My taco dribbles out of my open and aghast mouth. “4am?"
He nods.
”So, that means the rooster crows at what time?” I ask.
He attempts to smile. “3?”
”Oh god,” I say. I sneeze twice in a row as if on cue. The day before our flight from Boston to Phoenix, my throat had gotten sore, my nose was stuffed and I was sneezing like crazy. “There’s no way,” I say. “I need to take Nyquil tonight and there’s no way I’m going to get out of bed at three.”
I can tell he’s bummed, but he gets it.
And yet, 3am rolls around and I fling myself out of bed in a state of Nyquil-induced madness. We drive to the finish line. He’s excited and nervous. I am excited too, to take the car back to the hotel and sleep for two more hours.

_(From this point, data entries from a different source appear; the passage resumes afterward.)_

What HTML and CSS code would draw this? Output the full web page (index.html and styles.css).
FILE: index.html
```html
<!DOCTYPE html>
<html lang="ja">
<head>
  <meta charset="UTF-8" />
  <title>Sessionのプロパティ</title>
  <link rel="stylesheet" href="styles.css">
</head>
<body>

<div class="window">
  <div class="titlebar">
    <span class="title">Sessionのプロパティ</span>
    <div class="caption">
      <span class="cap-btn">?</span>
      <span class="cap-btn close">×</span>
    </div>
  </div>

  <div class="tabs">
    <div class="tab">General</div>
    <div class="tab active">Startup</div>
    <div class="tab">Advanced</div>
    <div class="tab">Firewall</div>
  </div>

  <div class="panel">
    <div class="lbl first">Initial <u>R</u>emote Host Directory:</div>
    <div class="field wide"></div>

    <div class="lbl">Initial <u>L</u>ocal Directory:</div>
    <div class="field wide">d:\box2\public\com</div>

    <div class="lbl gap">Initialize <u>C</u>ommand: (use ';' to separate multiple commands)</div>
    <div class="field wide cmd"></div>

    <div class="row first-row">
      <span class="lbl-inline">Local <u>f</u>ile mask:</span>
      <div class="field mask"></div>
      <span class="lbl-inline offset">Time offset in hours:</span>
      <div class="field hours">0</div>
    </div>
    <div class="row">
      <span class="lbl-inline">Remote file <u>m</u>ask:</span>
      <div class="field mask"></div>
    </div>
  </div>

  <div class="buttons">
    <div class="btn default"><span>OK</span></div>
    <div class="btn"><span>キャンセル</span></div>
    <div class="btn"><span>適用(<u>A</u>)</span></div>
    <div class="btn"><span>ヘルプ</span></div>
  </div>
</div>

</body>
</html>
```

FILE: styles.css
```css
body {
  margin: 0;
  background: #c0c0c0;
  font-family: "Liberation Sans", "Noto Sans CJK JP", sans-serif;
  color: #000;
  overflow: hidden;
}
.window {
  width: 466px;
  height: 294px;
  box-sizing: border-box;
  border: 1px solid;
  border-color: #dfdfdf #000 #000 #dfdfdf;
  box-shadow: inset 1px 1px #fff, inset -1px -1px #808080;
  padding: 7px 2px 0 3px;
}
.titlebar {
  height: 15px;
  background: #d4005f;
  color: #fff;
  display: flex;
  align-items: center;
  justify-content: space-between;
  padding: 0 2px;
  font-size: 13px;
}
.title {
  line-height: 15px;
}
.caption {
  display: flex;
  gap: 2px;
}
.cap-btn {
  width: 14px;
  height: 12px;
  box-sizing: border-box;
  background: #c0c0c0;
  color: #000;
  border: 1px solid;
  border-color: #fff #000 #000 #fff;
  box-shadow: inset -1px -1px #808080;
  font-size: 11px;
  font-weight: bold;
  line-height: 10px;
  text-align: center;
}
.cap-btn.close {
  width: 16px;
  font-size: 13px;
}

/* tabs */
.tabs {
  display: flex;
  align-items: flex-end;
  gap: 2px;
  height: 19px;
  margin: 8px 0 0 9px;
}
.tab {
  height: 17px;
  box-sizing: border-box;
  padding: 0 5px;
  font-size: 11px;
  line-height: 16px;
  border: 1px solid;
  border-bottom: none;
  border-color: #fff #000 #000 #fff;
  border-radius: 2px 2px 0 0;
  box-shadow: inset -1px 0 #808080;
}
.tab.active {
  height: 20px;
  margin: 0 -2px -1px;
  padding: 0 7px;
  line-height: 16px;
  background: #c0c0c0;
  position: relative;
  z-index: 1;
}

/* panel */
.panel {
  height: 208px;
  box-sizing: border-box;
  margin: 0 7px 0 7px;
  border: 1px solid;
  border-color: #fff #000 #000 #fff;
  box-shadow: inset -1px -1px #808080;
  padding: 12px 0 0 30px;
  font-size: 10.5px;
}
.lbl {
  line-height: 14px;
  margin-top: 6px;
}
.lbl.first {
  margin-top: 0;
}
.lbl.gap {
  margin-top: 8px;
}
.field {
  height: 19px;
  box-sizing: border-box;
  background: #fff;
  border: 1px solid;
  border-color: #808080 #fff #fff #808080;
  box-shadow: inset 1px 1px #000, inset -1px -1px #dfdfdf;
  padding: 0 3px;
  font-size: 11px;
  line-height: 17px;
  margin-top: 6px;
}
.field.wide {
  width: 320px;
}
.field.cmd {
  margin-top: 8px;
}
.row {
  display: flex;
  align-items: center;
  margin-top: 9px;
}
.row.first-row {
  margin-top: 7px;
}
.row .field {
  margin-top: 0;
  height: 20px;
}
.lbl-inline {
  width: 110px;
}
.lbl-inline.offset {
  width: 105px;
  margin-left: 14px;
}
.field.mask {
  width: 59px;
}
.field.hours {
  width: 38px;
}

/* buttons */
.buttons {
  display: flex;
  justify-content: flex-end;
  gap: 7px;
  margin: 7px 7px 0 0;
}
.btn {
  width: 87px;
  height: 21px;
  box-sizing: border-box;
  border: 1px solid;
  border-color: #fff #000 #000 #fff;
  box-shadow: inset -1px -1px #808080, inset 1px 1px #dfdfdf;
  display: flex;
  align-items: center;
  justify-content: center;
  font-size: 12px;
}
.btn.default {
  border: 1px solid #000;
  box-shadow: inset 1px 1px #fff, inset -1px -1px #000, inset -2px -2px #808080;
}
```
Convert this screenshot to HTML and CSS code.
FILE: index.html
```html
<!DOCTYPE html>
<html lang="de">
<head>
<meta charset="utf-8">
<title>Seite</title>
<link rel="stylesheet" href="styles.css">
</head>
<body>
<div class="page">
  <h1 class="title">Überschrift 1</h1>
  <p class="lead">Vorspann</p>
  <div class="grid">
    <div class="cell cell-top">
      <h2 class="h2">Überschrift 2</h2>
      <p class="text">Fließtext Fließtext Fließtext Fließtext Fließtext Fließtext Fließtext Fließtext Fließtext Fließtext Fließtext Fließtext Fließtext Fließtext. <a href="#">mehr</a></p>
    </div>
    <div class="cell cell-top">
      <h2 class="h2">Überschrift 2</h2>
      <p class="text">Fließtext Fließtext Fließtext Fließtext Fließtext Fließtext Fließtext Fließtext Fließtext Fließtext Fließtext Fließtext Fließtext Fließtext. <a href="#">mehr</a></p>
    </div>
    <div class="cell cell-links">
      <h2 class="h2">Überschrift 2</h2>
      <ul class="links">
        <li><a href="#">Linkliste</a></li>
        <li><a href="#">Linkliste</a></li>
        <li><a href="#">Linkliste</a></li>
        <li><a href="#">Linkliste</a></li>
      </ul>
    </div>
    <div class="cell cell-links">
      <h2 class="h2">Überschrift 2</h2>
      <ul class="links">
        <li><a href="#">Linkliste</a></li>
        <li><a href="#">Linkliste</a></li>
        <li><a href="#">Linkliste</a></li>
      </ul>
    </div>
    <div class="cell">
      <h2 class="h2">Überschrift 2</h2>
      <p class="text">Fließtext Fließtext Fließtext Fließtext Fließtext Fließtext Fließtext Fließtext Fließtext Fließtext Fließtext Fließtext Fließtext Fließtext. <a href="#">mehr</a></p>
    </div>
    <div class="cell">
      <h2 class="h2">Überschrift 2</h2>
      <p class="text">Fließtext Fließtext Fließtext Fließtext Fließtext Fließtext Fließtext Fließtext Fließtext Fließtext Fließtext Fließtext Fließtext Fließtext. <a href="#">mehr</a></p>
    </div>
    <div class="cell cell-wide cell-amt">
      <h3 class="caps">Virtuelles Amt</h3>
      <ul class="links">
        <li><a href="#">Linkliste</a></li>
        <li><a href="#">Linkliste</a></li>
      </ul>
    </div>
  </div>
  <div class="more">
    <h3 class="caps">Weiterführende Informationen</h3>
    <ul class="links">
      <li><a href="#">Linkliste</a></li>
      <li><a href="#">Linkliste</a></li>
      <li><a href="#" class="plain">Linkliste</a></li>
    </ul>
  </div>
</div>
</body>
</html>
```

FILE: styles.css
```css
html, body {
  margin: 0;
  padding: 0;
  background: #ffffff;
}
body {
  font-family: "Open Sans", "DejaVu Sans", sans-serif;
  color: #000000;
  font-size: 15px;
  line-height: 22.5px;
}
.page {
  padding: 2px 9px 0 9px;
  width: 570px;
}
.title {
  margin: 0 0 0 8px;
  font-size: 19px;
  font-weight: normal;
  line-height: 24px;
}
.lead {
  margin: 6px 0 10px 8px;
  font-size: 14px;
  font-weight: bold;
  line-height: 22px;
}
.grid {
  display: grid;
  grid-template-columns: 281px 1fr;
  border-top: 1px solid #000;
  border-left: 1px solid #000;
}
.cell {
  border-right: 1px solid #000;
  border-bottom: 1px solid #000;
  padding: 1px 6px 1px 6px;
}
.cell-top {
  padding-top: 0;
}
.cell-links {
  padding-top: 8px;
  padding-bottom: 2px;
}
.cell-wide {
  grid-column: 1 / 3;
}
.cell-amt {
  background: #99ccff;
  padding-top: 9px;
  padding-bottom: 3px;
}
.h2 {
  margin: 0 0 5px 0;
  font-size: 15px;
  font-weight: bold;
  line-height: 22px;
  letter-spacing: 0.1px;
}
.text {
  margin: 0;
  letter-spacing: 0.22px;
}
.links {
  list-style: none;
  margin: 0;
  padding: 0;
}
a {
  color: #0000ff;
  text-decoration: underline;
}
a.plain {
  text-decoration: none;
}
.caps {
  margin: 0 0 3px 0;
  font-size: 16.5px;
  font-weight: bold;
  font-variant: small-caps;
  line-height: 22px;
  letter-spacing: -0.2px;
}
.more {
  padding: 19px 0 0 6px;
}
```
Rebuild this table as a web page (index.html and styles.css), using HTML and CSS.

”Ok, so I’ll see you at Mile 13, somewhere in the 20s, and the finish line,” I say. “Bye!” He waves and walks off into the night.
I zoom back to the hotel, afraid I may not be able to fall back asleep and wake up as if I’d been mummified two miles beneath the earth two hours later cursing the alarm clock. I wake up, and look at his progress on my phone. Holy shit, I think. I might miss him if I don’t leave now!
I drive to Mile 13 and realize I have no idea where to park. I end up parking .9 miles away at a shopping plaza and start walking the long, long road to the marker. Roads in Arizona seem to grow as you walk on them, they are flat, long and unforgiving. I’m walking a dirt path alongside an orange orchard where planes are flying overhead and landing at the Falcon Field Airport. I keep checking the app. How the hell is he running this fast? I think. I quicken my stride and hope no chupacabra emerges from the endless rows of citrus, after dodging pile after pile of mysterious scat.
”I’m going to make it,” I say to myself, realizing how absurd it sounds when compared to Dan’s 26.2 miles. I get there and I am overjoyed to see a row of porter potties. I fight the growing urge to run to the bathroom and it’s a good thing I do because Dan comes rolling through.
”You’re going so fast!” I say. “Wooo woo! I’ll see you in the 20s!” I am being vague about the 20s because I don’t know the parking situation in town.
I end up pulling into Pioneer Park, where a farmer’s market is going on, and walk to mile 21. I see that he’s slowing down, according to the app, so I jog to mile 20 and plan to run alongside him to mile 21. A woman with a megaphone is holding a sign that reads “You got this!” and shouting an endless stream of encouragement. I fall in love with her, and so do the runners, who smile when they pass her.
Then I look at the app again, and it tells me Dan has passed me, and he’s gone. What the— I look around. There’s no way, I think. I start foaming at the mouth. How did I miss him? Why didn’t I just stay right where I was? They never tell you how stressful it is to be a spectator.
I decide to give it ten minutes, in hopes that the app is wrong, and then I see him, grabbing water and running towards me, looking piqued. F-ing app almost gave me a heart attack, I think.
”Wooooo!!!” I shout.
”I’m struggling,” he says.
”You’re doing great!! I’ll see you at the finish!”
And I do. The beast cruises in just over four hours, waved on by a stream of international flags and a huge crowd cheering and shouting. All he wants is a soda, and they don’t have any. "There’s french toast!” I say. He doesn’t want any, and I spend the rest of our trip wishing we’d gotten some.
”You did great,” I say, as we pull out of the parking lot and head back to the hotel.
”Thanks, pal,” he say.
I did great too, I think, coveting his medal and tossing the furiously scribbled maps and landmarks I had Googled and written up preparing to find him along the route.